> _GIVEN INSTRUCTION_: All of the entries must be reproduced exactly, with no images carried over.

Extracted data entries
==============================
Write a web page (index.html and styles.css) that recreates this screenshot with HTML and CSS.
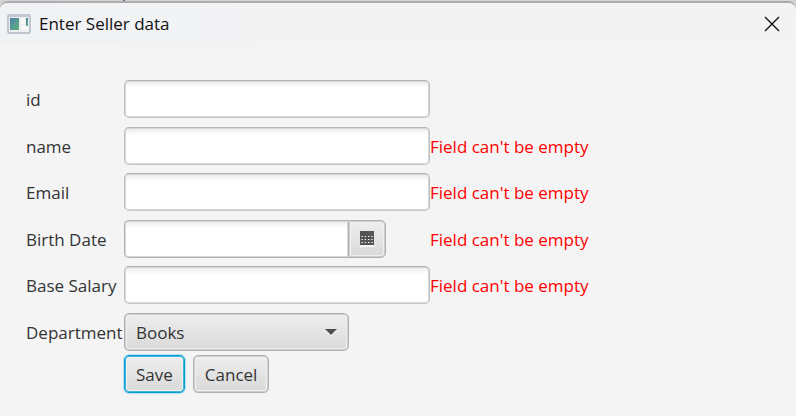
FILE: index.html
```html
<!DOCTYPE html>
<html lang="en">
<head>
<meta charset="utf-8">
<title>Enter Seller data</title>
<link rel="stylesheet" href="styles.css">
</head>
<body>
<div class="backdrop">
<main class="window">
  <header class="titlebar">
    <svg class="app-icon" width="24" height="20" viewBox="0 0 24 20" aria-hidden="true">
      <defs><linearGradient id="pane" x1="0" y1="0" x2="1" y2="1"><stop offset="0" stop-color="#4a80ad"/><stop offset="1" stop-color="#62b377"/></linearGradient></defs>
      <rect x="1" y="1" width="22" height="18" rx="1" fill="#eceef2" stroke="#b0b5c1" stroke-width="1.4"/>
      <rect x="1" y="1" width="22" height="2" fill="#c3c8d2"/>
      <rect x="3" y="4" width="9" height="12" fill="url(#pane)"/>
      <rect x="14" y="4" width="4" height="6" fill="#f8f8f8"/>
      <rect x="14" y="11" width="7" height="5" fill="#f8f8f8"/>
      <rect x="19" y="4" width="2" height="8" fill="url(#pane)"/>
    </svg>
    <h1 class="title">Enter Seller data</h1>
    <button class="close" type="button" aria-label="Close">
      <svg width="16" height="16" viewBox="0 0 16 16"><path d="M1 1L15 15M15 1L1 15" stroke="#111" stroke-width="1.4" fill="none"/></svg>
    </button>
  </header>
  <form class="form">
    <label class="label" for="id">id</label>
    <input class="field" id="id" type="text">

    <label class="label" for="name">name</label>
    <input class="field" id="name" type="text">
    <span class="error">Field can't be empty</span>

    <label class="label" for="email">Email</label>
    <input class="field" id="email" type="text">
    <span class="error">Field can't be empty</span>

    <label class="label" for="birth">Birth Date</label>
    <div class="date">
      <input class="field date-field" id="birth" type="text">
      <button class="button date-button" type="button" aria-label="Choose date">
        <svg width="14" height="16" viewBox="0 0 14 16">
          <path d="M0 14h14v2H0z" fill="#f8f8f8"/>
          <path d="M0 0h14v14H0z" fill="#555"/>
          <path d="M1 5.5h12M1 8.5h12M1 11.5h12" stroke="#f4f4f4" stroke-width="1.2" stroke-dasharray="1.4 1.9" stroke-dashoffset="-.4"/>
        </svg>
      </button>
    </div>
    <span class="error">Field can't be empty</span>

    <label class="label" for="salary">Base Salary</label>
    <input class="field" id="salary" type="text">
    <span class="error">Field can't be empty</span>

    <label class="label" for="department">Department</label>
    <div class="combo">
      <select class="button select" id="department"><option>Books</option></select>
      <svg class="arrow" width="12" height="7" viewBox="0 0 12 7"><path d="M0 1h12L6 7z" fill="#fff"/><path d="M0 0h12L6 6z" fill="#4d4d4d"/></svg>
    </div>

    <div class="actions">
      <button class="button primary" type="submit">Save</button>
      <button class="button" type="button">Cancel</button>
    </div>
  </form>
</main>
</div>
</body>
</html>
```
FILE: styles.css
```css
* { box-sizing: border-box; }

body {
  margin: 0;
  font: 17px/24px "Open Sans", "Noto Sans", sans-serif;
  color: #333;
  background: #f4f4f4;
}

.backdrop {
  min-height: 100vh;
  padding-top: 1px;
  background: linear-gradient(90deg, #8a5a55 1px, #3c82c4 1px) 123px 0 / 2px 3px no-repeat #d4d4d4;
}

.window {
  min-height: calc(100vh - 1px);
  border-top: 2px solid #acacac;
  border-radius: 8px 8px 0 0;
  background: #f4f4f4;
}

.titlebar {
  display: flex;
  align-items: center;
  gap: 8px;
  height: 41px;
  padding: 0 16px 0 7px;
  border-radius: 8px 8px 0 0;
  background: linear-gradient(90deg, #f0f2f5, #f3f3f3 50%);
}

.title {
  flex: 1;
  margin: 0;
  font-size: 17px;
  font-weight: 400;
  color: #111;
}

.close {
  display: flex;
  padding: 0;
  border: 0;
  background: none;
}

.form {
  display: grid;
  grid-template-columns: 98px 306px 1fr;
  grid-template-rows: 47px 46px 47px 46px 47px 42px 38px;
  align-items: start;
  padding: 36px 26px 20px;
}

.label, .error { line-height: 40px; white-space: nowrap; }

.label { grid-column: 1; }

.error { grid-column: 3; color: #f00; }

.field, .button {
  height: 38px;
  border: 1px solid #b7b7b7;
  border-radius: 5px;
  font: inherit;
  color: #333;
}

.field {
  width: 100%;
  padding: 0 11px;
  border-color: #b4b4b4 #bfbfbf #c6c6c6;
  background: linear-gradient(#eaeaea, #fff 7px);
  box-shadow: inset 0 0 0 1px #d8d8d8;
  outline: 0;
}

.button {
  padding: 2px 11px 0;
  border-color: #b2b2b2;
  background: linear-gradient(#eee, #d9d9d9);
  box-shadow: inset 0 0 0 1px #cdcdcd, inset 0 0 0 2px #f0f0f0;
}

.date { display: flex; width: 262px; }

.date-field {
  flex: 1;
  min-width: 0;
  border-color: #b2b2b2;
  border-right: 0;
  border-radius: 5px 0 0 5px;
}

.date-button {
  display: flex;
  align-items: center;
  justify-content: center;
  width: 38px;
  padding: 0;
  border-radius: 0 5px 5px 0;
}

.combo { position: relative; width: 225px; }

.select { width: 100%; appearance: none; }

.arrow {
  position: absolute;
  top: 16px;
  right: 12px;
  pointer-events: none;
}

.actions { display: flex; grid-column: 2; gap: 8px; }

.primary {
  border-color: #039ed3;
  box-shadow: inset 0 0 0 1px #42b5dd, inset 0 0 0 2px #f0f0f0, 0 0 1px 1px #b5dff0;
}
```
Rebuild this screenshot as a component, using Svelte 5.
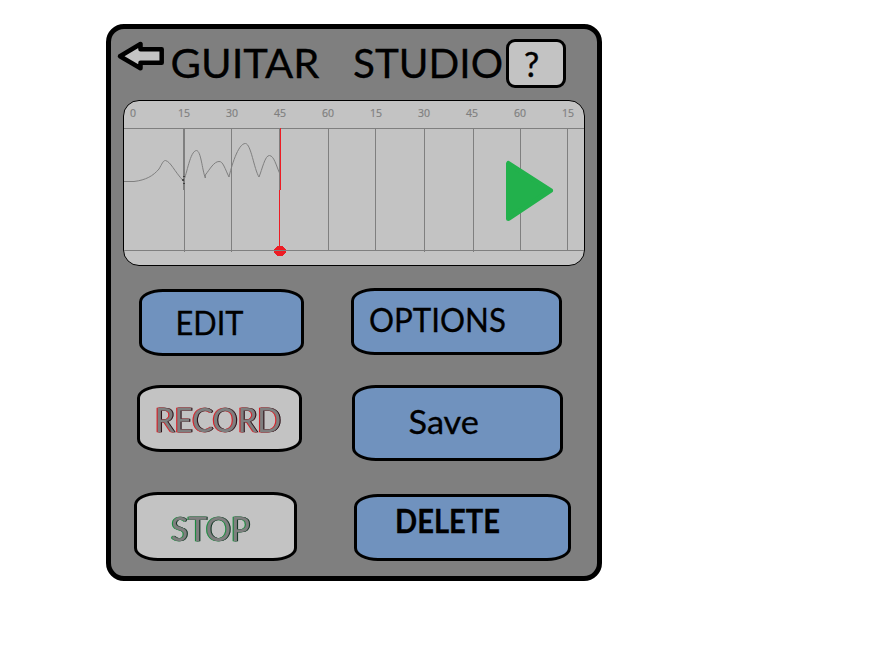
==============================
> _THE ANSWER_:
Write a web page (index.html and styles.css) that recreates this screenshot with HTML and CSS.
FILE: index.html
```html
<!DOCTYPE html>
<html lang="en">
<head>
<meta charset="utf-8">
<title>Enter Seller data</title>
<link rel="stylesheet" href="styles.css">
</head>
<body>
<div class="backdrop">
<main class="window">
  <header class="titlebar">
    <svg class="app-icon" width="24" height="20" viewBox="0 0 24 20" aria-hidden="true">
      <defs><linearGradient id="pane" x1="0" y1="0" x2="1" y2="1"><stop offset="0" stop-color="#4a80ad"/><stop offset="1" stop-color="#62b377"/></linearGradient></defs>
      <rect x="1" y="1" width="22" height="18" rx="1" fill="#eceef2" stroke="#b0b5c1" stroke-width="1.4"/>
      <rect x="1" y="1" width="22" height="2" fill="#c3c8d2"/>
      <rect x="3" y="4" width="9" height="12" fill="url(#pane)"/>
      <rect x="14" y="4" width="4" height="6" fill="#f8f8f8"/>
      <rect x="14" y="11" width="7" height="5" fill="#f8f8f8"/>
      <rect x="19" y="4" width="2" height="8" fill="url(#pane)"/>
    </svg>
    <h1 class="title">Enter Seller data</h1>
    <button class="close" type="button" aria-label="Close">
      <svg width="16" height="16" viewBox="0 0 16 16"><path d="M1 1L15 15M15 1L1 15" stroke="#111" stroke-width="1.4" fill="none"/></svg>
    </button>
  </header>
  <form class="form">
    <label class="label" for="id">id</label>
    <input class="field" id="id" type="text">

    <label class="label" for="name">name</label>
    <input class="field" id="name" type="text">
    <span class="error">Field can't be empty</span>

    <label class="label" for="email">Email</label>
    <input class="field" id="email" type="text">
    <span class="error">Field can't be empty</span>

    <label class="label" for="birth">Birth Date</label>
    <div class="date">
      <input class="field date-field" id="birth" type="text">
      <button class="button date-button" type="button" aria-label="Choose date">
        <svg width="14" height="16" viewBox="0 0 14 16">
          <path d="M0 14h14v2H0z" fill="#f8f8f8"/>
          <path d="M0 0h14v14H0z" fill="#555"/>
          <path d="M1 5.5h12M1 8.5h12M1 11.5h12" stroke="#f4f4f4" stroke-width="1.2" stroke-dasharray="1.4 1.9" stroke-dashoffset="-.4"/>
        </svg>
      </button>
    </div>
    <span class="error">Field can't be empty</span>

    <label class="label" for="salary">Base Salary</label>
    <input class="field" id="salary" type="text">
    <span class="error">Field can't be empty</span>

    <label class="label" for="department">Department</label>
    <div class="combo">
      <select class="button select" id="department"><option>Books</option></select>
      <svg class="arrow" width="12" height="7" viewBox="0 0 12 7"><path d="M0 1h12L6 7z" fill="#fff"/><path d="M0 0h12L6 6z" fill="#4d4d4d"/></svg>
    </div>

    <div class="actions">
      <button class="button primary" type="submit">Save</button>
      <button class="button" type="button">Cancel</button>
    </div>
  </form>
</main>
</div>
</body>
</html>
```
FILE: styles.css
```css
* { box-sizing: border-box; }

body {
  margin: 0;
  font: 17px/24px "Open Sans", "Noto Sans", sans-serif;
  color: #333;
  background: #f4f4f4;
}

.backdrop {
  min-height: 100vh;
  padding-top: 1px;
  background: linear-gradient(90deg, #8a5a55 1px, #3c82c4 1px) 123px 0 / 2px 3px no-repeat #d4d4d4;
}

.window {
  min-height: calc(100vh - 1px);
  border-top: 2px solid #acacac;
  border-radius: 8px 8px 0 0;
  background: #f4f4f4;
}

.titlebar {
  display: flex;
  align-items: center;
  gap: 8px;
  height: 41px;
  padding: 0 16px 0 7px;
  border-radius: 8px 8px 0 0;
  background: linear-gradient(90deg, #f0f2f5, #f3f3f3 50%);
}

.title {
  flex: 1;
  margin: 0;
  font-size: 17px;
  font-weight: 400;
  color: #111;
}

.close {
  display: flex;
  padding: 0;
  border: 0;
  background: none;
}

.form {
  display: grid;
  grid-template-columns: 98px 306px 1fr;
  grid-template-rows: 47px 46px 47px 46px 47px 42px 38px;
  align-items: start;
  padding: 36px 26px 20px;
}

.label, .error { line-height: 40px; white-space: nowrap; }

.label { grid-column: 1; }

.error { grid-column: 3; color: #f00; }

.field, .button {
  height: 38px;
  border: 1px solid #b7b7b7;
  border-radius: 5px;
  font: inherit;
  color: #333;
}

.field {
  width: 100%;
  padding: 0 11px;
  border-color: #b4b4b4 #bfbfbf #c6c6c6;
  background: linear-gradient(#eaeaea, #fff 7px);
  box-shadow: inset 0 0 0 1px #d8d8d8;
  outline: 0;
}

.button {
  padding: 2px 11px 0;
  border-color: #b2b2b2;
  background: linear-gradient(#eee, #d9d9d9);
  box-shadow: inset 0 0 0 1px #cdcdcd, inset 0 0 0 2px #f0f0f0;
}

.date { display: flex; width: 262px; }

.date-field {
  flex: 1;
  min-width: 0;
  border-color: #b2b2b2;
  border-right: 0;
  border-radius: 5px 0 0 5px;
}

.date-button {
  display: flex;
  align-items: center;
  justify-content: center;
  width: 38px;
  padding: 0;
  border-radius: 0 5px 5px 0;
}

.combo { position: relative; width: 225px; }

.select { width: 100%; appearance: none; }

.arrow {
  position: absolute;
  top: 16px;
  right: 12px;
  pointer-events: none;
}

.actions { display: flex; grid-column: 2; gap: 8px; }

.primary {
  border-color: #039ed3;
  box-shadow: inset 0 0 0 1px #42b5dd, inset 0 0 0 2px #f0f0f0, 0 0 1px 1px #b5dff0;
}
```
Rebuild this screenshot as a component, using Svelte 5.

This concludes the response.